-------- Given information
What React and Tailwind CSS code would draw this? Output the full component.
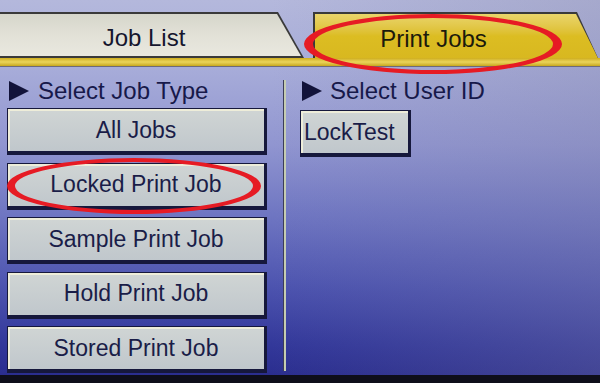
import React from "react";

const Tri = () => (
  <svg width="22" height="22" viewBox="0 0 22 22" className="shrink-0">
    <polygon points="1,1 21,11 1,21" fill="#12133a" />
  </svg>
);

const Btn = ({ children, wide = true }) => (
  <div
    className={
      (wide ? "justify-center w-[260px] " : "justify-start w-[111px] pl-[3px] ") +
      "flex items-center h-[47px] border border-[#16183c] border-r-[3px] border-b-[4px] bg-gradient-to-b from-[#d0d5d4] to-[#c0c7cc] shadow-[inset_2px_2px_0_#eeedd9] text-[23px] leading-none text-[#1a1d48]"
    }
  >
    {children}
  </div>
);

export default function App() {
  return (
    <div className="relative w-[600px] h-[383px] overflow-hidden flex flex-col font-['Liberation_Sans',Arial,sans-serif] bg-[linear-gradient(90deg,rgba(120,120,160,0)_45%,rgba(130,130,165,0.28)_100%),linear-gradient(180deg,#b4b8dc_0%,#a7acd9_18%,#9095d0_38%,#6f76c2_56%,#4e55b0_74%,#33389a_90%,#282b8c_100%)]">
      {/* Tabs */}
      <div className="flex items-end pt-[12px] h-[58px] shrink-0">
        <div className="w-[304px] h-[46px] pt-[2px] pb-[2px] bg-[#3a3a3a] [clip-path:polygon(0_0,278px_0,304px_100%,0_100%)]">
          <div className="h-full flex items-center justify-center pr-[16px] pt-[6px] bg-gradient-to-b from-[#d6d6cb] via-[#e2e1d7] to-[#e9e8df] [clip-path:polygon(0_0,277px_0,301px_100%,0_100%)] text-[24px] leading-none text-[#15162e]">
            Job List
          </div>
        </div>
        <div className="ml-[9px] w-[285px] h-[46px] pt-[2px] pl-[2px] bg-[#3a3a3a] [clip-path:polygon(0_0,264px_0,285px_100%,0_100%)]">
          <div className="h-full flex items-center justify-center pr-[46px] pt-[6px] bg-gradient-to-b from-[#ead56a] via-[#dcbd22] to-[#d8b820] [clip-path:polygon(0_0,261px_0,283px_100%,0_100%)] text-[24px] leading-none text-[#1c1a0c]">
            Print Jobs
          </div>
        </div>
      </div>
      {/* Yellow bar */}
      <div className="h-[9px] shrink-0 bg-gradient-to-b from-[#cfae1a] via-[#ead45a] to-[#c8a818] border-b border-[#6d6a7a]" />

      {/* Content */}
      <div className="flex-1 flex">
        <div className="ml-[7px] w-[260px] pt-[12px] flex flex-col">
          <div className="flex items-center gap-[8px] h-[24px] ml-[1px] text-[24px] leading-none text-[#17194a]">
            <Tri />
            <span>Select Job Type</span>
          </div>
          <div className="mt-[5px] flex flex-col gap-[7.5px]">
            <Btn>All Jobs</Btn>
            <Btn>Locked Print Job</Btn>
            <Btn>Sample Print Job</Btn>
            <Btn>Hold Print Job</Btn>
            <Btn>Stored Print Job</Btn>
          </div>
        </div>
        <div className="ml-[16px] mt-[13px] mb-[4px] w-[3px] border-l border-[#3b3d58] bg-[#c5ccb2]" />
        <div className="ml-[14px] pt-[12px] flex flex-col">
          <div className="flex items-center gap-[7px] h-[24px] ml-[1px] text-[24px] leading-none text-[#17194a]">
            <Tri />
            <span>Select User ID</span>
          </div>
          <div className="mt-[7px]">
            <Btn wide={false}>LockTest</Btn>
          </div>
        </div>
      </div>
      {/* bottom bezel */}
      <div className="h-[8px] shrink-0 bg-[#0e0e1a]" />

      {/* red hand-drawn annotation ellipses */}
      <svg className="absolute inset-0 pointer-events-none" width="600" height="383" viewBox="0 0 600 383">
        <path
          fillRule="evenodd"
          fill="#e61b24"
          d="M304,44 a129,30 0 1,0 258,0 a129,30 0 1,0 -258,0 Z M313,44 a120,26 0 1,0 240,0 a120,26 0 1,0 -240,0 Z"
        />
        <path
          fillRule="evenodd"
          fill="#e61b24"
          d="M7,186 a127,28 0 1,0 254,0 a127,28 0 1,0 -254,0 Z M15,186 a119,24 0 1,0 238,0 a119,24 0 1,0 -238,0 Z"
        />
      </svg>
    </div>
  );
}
----------------
**What is asked:**
Without the images, write out each line of the data verbatim.

**Final answer:**
What React and Tailwind CSS code would draw this? Output the full component.
import React from "react";

const Tri = () => (
  <svg width="22" height="22" viewBox="0 0 22 22" className="shrink-0">
    <polygon points="1,1 21,11 1,21" fill="#12133a" />
  </svg>
);

const Btn = ({ children, wide = true }) => (
  <div
    className={
      (wide ? "justify-center w-[260px] " : "justify-start w-[111px] pl-[3px] ") +
      "flex items-center h-[47px] border border-[#16183c] border-r-[3px] border-b-[4px] bg-gradient-to-b from-[#d0d5d4] to-[#c0c7cc] shadow-[inset_2px_2px_0_#eeedd9] text-[23px] leading-none text-[#1a1d48]"
    }
  >
    {children}
  </div>
);

export default function App() {
  return (
    <div className="relative w-[600px] h-[383px] overflow-hidden flex flex-col font-['Liberation_Sans',Arial,sans-serif] bg-[linear-gradient(90deg,rgba(120,120,160,0)_45%,rgba(130,130,165,0.28)_100%),linear-gradient(180deg,#b4b8dc_0%,#a7acd9_18%,#9095d0_38%,#6f76c2_56%,#4e55b0_74%,#33389a_90%,#282b8c_100%)]">
      {/* Tabs */}
      <div className="flex items-end pt-[12px] h-[58px] shrink-0">
        <div className="w-[304px] h-[46px] pt-[2px] pb-[2px] bg-[#3a3a3a] [clip-path:polygon(0_0,278px_0,304px_100%,0_100%)]">
          <div className="h-full flex items-center justify-center pr-[16px] pt-[6px] bg-gradient-to-b from-[#d6d6cb] via-[#e2e1d7] to-[#e9e8df] [clip-path:polygon(0_0,277px_0,301px_100%,0_100%)] text-[24px] leading-none text-[#15162e]">
            Job List
          </div>
        </div>
        <div className="ml-[9px] w-[285px] h-[46px] pt-[2px] pl-[2px] bg-[#3a3a3a] [clip-path:polygon(0_0,264px_0,285px_100%,0_100%)]">
          <div className="h-full flex items-center justify-center pr-[46px] pt-[6px] bg-gradient-to-b from-[#ead56a] via-[#dcbd22] to-[#d8b820] [clip-path:polygon(0_0,261px_0,283px_100%,0_100%)] text-[24px] leading-none text-[#1c1a0c]">
            Print Jobs
          </div>
        </div>
      </div>
      {/* Yellow bar */}
      <div className="h-[9px] shrink-0 bg-gradient-to-b from-[#cfae1a] via-[#ead45a] to-[#c8a818] border-b border-[#6d6a7a]" />

      {/* Content */}
      <div className="flex-1 flex">
        <div className="ml-[7px] w-[260px] pt-[12px] flex flex-col">
          <div className="flex items-center gap-[8px] h-[24px] ml-[1px] text-[24px] leading-none text-[#17194a]">
            <Tri />
            <span>Select Job Type</span>
          </div>
          <div className="mt-[5px] flex flex-col gap-[7.5px]">
            <Btn>All Jobs</Btn>
            <Btn>Locked Print Job</Btn>
            <Btn>Sample Print Job</Btn>
            <Btn>Hold Print Job</Btn>
            <Btn>Stored Print Job</Btn>
          </div>
        </div>
        <div className="ml-[16px] mt-[13px] mb-[4px] w-[3px] border-l border-[#3b3d58] bg-[#c5ccb2]" />
        <div className="ml-[14px] pt-[12px] flex flex-col">
          <div className="flex items-center gap-[7px] h-[24px] ml-[1px] text-[24px] leading-none text-[#17194a]">
            <Tri />
            <span>Select User ID</span>
          </div>
          <div className="mt-[7px]">
            <Btn wide={false}>LockTest</Btn>
          </div>
        </div>
      </div>
      {/* bottom bezel */}
      <div className="h-[8px] shrink-0 bg-[#0e0e1a]" />

      {/* red hand-drawn annotation ellipses */}
      <svg className="absolute inset-0 pointer-events-none" width="600" height="383" viewBox="0 0 600 383">
        <path
          fillRule="evenodd"
          fill="#e61b24"
          d="M304,44 a129,30 0 1,0 258,0 a129,30 0 1,0 -258,0 Z M313,44 a120,26 0 1,0 240,0 a120,26 0 1,0 -240,0 Z"
        />
        <path
          fillRule="evenodd"
          fill="#e61b24"
          d="M7,186 a127,28 0 1,0 254,0 a127,28 0 1,0 -254,0 Z M15,186 a119,24 0 1,0 238,0 a119,24 0 1,0 -238,0 Z"
        />
      </svg>
    </div>
  );
}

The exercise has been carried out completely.